In the past, we have talked about class action lawsuits where it is alleged that a clothing retailer used inflated regular prices to give customers the impression that their products were currently being offered at a great, low sale price. Now come two straight-shooting Texas consumers claiming that The Home Depot has been making exaggerated savings claims too by jacking up the so-called “regular” price of major appliances to levels at which they never or rarely ever sold. (See lawsuit.)

One of the consumers bought a Samsung gas dryer for $798 — that he thought was at a 33-percent discount from the $1199 “strikethrough” price. The other consumer bought a top loading Samsung washer for $578 that he was led to believe was usually $899. In the seven months since he purchased the washer, for example, his lawyers say it never sold for the $899 “regular” price.

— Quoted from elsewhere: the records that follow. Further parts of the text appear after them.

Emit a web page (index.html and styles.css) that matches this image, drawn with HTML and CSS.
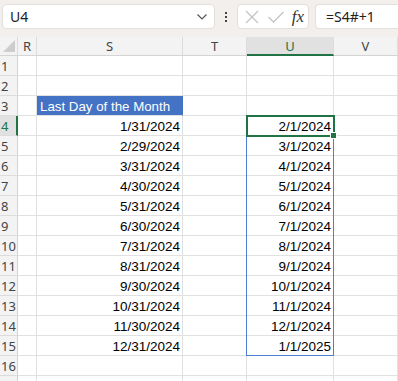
FILE: index.html
```html
<!DOCTYPE html>
<html lang="en">
<head>
  <meta charset="UTF-8" />
  <title>Sheet</title>
  <link rel="stylesheet" href="styles.css">
</head>
<body>

  <div class="toolbar">
    <div class="namebox">
      <span>U4</span>
      <svg class="chev" width="12" height="8" viewBox="0 0 12 8"><path d="M1.5 1.5 L6 6 L10.5 1.5" fill="none" stroke="#555" stroke-width="1.2"/></svg>
    </div>
    <div class="dots"><i></i><i></i><i></i></div>
    <div class="fxbox">
      <svg width="16" height="16" viewBox="0 0 16 16"><path d="M2 2 L14 14 M14 2 L2 14" stroke="#c4c4c4" stroke-width="1.3"/></svg>
      <svg width="18" height="16" viewBox="0 0 18 16"><path d="M1.5 8 L6.5 13 L16.5 3" fill="none" stroke="#c4c4c4" stroke-width="1.3"/></svg>
      <span class="fx">fx</span>
    </div>
    <div class="formula">=S4#+1</div>
  </div>

  <div class="sheet">
    <div class="grid">
      <div class="hd corner"><b></b></div>
      <div class="hd">R</div>
      <div class="hd">S</div>
      <div class="hd">T</div>
      <div class="hd sel">U</div>
      <div class="hd">V</div>

      <div class="rn">1</div><div class="c"></div><div class="c"></div><div class="c"></div><div class="c"></div><div class="c"></div>
      <div class="rn">2</div><div class="c"></div><div class="c"></div><div class="c"></div><div class="c"></div><div class="c"></div>
      <div class="rn">3</div><div class="c"></div><div class="c title">Last Day of the Month</div><div class="c"></div><div class="c"></div><div class="c"></div>
      <div class="rn sel">4</div><div class="c"></div><div class="c num">1/31/2024</div><div class="c"></div><div class="c num">2/1/2024</div><div class="c"></div>
      <div class="rn">5</div><div class="c"></div><div class="c num">2/29/2024</div><div class="c"></div><div class="c num">3/1/2024</div><div class="c"></div>
      <div class="rn">6</div><div class="c"></div><div class="c num">3/31/2024</div><div class="c"></div><div class="c num">4/1/2024</div><div class="c"></div>
      <div class="rn">7</div><div class="c"></div><div class="c num">4/30/2024</div><div class="c"></div><div class="c num">5/1/2024</div><div class="c"></div>
      <div class="rn">8</div><div class="c"></div><div class="c num">5/31/2024</div><div class="c"></div><div class="c num">6/1/2024</div><div class="c"></div>
      <div class="rn">9</div><div class="c"></div><div class="c num">6/30/2024</div><div class="c"></div><div class="c num">7/1/2024</div><div class="c"></div>
      <div class="rn">10</div><div class="c"></div><div class="c num">7/31/2024</div><div class="c"></div><div class="c num">8/1/2024</div><div class="c"></div>
      <div class="rn">11</div><div class="c"></div><div class="c num">8/31/2024</div><div class="c"></div><div class="c num">9/1/2024</div><div class="c"></div>
      <div class="rn">12</div><div class="c"></div><div class="c num">9/30/2024</div><div class="c"></div><div class="c num">10/1/2024</div><div class="c"></div>
      <div class="rn">13</div><div class="c"></div><div class="c num">10/31/2024</div><div class="c"></div><div class="c num">11/1/2024</div><div class="c"></div>
      <div class="rn">14</div><div class="c"></div><div class="c num">11/30/2024</div><div class="c"></div><div class="c num">12/1/2024</div><div class="c"></div>
      <div class="rn">15</div><div class="c"></div><div class="c num">12/31/2024</div><div class="c"></div><div class="c num">1/1/2025</div><div class="c"></div>
      <div class="rn">16</div><div class="c"></div><div class="c"></div><div class="c"></div><div class="c"></div><div class="c"></div>
      <div class="rn"></div><div class="c"></div><div class="c"></div><div class="c"></div><div class="c"></div><div class="c"></div>
    </div>

    <!-- selection overlays -->
    <div class="spill"></div>
    <div class="active"><span class="handle"></span></div>
  </div>

</body>
</html>
```

FILE: styles.css
```css
body {
  margin: 0;
  width: 398px;
  height: 381px;
  overflow: hidden;
  background: #fff;
  font-family: "Liberation Sans", Arial, sans-serif;
}

.toolbar {
  height: 37px;
  box-sizing: border-box;
  background: #f3efec;
  display: flex;
  align-items: flex-start;
  padding: 4px 0 0 2px;
}

.namebox,
.fxbox,
.formula {
  height: 25px;
  box-sizing: border-box;
  background: #fff;
  border: 1px solid #e3dfdb;
  border-radius: 4px;
  display: flex;
  align-items: center;
}

.namebox {
  width: 213px;
  padding: 0 6px 0 7px;
  justify-content: space-between;
  font-family: "Noto Sans", sans-serif;
  font-size: 14px;
  color: #222;
}

.dots {
  width: 22px;
  height: 25px;
  display: flex;
  flex-direction: column;
  align-items: center;
  justify-content: center;
  gap: 2px;
}

.dots i {
  width: 2px;
  height: 2px;
  background: #444;
}

.fxbox {
  width: 72px;
  padding: 0 4px 0 6px;
  justify-content: space-between;
}

.fx {
  font-family: "Liberation Serif", serif;
  font-style: italic;
  font-size: 17px;
  color: #333;
}

.formula {
  margin-left: 6px;
  flex: 1;
  padding-left: 10px;
  border-right: none;
  border-radius: 4px 0 0 4px;
  font-family: "Noto Sans", sans-serif;
  font-size: 14px;
  color: #222;
}

.sheet {
  position: relative;
}

.grid {
  display: grid;
  grid-template-columns: 18px 19px 146px 64px 87px 1fr;
  grid-template-rows: 19px;
  grid-auto-rows: 20px;
}

.hd {
  background: #f3f3f3;
  border-right: 1px solid #dcdcdc;
  border-bottom: 1px solid #d4d4d4;
  box-sizing: border-box;
  text-align: center;
  font-family: "Noto Sans", sans-serif;
  font-size: 13px;
  line-height: 18px;
  color: #444;
}

.hd.sel {
  background: #e1e1e1;
  color: #217346;
  border-bottom: 2px solid #217346;
}

.corner {
  position: relative;
}

.corner b {
  position: absolute;
  left: 3px;
  bottom: 3px;
  width: 0;
  height: 0;
  border-left: 12px solid transparent;
  border-bottom: 12px solid #cdcdcd;
}

.rn {
  background: #f3f3f3;
  border-right: 1px solid #d4d4d4;
  border-bottom: 1px solid #dcdcdc;
  box-sizing: border-box;
  font-family: "Noto Sans", sans-serif;
  font-size: 13px;
  line-height: 21px;
  padding-left: 1px;
  color: #444;
  overflow: hidden;
  white-space: nowrap;
}

.rn.sel {
  background: #e1e1e1;
  color: #217346;
  border-right: 2px solid #217346;
}

.c {
  border-right: 1px solid #e1e1e1;
  border-bottom: 1px solid #e1e1e1;
  box-sizing: border-box;
  font-size: 13.5px;
  line-height: 22px;
  color: #000;
  white-space: nowrap;
  overflow: hidden;
}

.num {
  text-align: right;
  padding-right: 2px;
}

.title {
  background: #4472c4;
  color: #fff;
  padding-left: 3px;
  font-size: 13.3px;
  border-right-color: #4472c4;
}

.spill {
  position: absolute;
  left: 246px;
  top: 98px;
  width: 88px;
  height: 221px;
  box-sizing: border-box;
  border: 1px solid #4a7fd4;
}

.active {
  position: absolute;
  left: 246px;
  top: 78px;
  width: 89px;
  height: 22px;
  box-sizing: border-box;
  border: 2px solid #217346;
}

.handle {
  position: absolute;
  right: -4px;
  bottom: -4px;
  width: 5px;
  height: 5px;
  background: #217346;
  border: 1px solid #fff;
}
```
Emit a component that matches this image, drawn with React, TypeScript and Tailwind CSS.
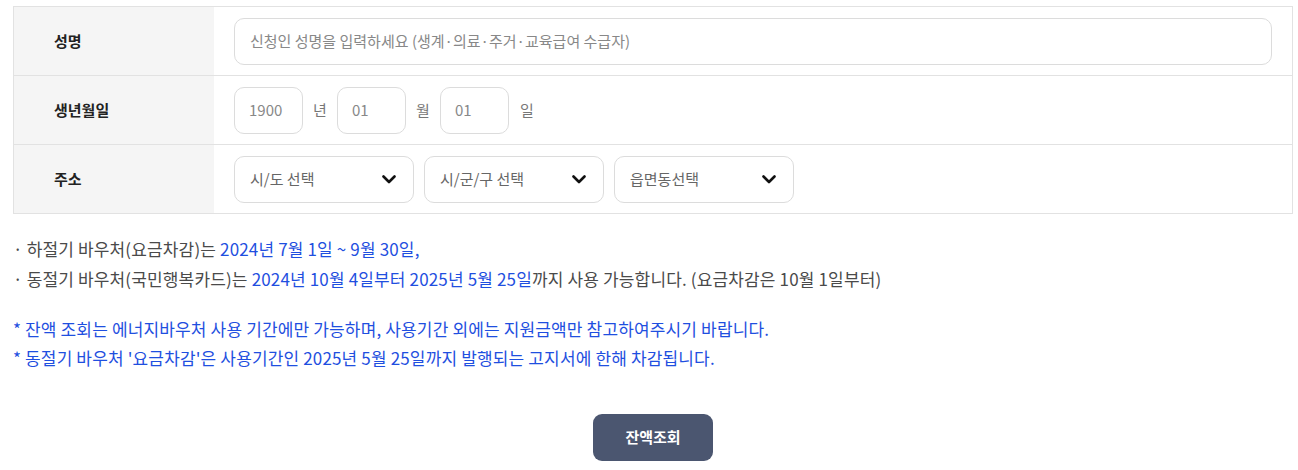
import React from 'react'

const font = { fontFamily: '"Noto Sans CJK KR", "Noto Sans", sans-serif' }

function Chevron() {
  return (
    <svg width="14" height="9" viewBox="0 0 14 9" fill="none">
      <path d="M1.5 1.5L7 7L12.5 1.5" stroke="#111" strokeWidth="2.6" strokeLinecap="round" strokeLinejoin="round" />
    </svg>
  )
}

function Row({ label, children, last }: { label: string; children: React.ReactNode; last?: boolean }) {
  return (
    <div className={`flex ${last ? 'h-[68px]' : 'h-[69px] border-b border-[#e2e2e2]'}`}>
      <div className="w-[200px] shrink-0 bg-[#f5f5f5] flex items-center pl-[40px] text-[15px] font-bold text-[#222]">
        {label}
      </div>
      <div className="flex-1 flex items-center pl-[20px] pr-[20px]">{children}</div>
    </div>
  )
}

function SelectBox({ text }: { text: string }) {
  return (
    <div className="w-[180px] h-[47px] border border-[#dcdcdc] rounded-[10px] flex items-center justify-between pl-[15px] pr-[17px] text-[15px] text-[#666]">
      <span>{text}</span>
      <Chevron />
    </div>
  )
}

function DateBox({ text }: { text: string }) {
  return (
    <div className="w-[69px] h-[47px] border border-[#dcdcdc] rounded-[10px] flex items-center pl-[14px] text-[15px] text-[#888]">
      {text}
    </div>
  )
}

export default function App() {
  return (
    <div className="bg-white w-[1298px] h-[470px] pt-[6px] pl-[13px] pr-[5px]" style={font}>
      <div className="border border-[#e2e2e2]">
        <Row label="성명">
          <div className="w-full h-[47px] border border-[#dcdcdc] rounded-[10px] flex items-center pl-[15px] text-[15px] text-[#888]">
            신청인 성명을 입력하세요 (생계·의료·주거·교육급여 수급자)
          </div>
        </Row>
        <Row label="생년월일">
          <div className="flex items-center text-[15px] text-[#777]">
            <DateBox text="1900" />
            <span className="w-[34px] pl-[10px]">년</span>
            <DateBox text="01" />
            <span className="w-[34px] pl-[10px]">월</span>
            <DateBox text="01" />
            <span className="pl-[11px]">일</span>
          </div>
        </Row>
        <Row label="주소" last>
          <div className="flex gap-[10px]">
            <SelectBox text="시/도 선택" />
            <SelectBox text="시/군/구 선택" />
            <SelectBox text="읍면동선택" />
          </div>
        </Row>
      </div>

      <div className="mt-[20px] text-[17px] leading-[30px] tracking-[0.15px] text-[#4a4a4a]">
        <p>
          · 하절기 바우처(요금차감)는 <span className="text-[#1f4fe0]">2024년 7월 1일 ~ 9월 30일,</span>
        </p>
        <p>
          · 동절기 바우처(국민행복카드)는 <span className="text-[#1f4fe0]">2024년 10월 4일부터 2025년 5월 25일</span>까지 사용 가능합니다. (요금차감은 10월 1일부터)
        </p>
        <div className="mt-[20px] text-[#1f4fe0] leading-[29px]">
          <p>* 잔액 조회는 에너지바우처 사용 기간에만 가능하며, 사용기간 외에는 지원금액만 참고하여주시기 바랍니다.</p>
          <p>* 동절기 바우처 '요금차감'은 사용기간인 2025년 5월 25일까지 발행되는 고지서에 한해 차감됩니다.</p>
        </div>
      </div>

      <div className="flex justify-center mt-[42px]">
        <button className="w-[120px] h-[47px] rounded-[9px] bg-[#4b5670] text-white text-[15px] font-bold">
          잔액조회
        </button>
      </div>
    </div>
  )
}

In fact, they checked a variety of major appliances at Home Depot tracking their prices for months.

*MOUSE PRINT:

Washer sale price history

In this example, they tracked a washer like this one for four months. At no time in their checks was it ever off-sale or close to the $999 so-called regular price shown.

The lawyers say that The Home Depot engaged in unfair business practices, misrepresentations, and broke a specific regulation that specifically prohibits sellers from “making false or misleading statements concerning the reasons for, existence of, [and] amounts of price reductions.”

Time will tell if this case has legs, although MrConsumer has little doubt that the company uses strikethrough higher prices to make shoppers think they are getting a bargain.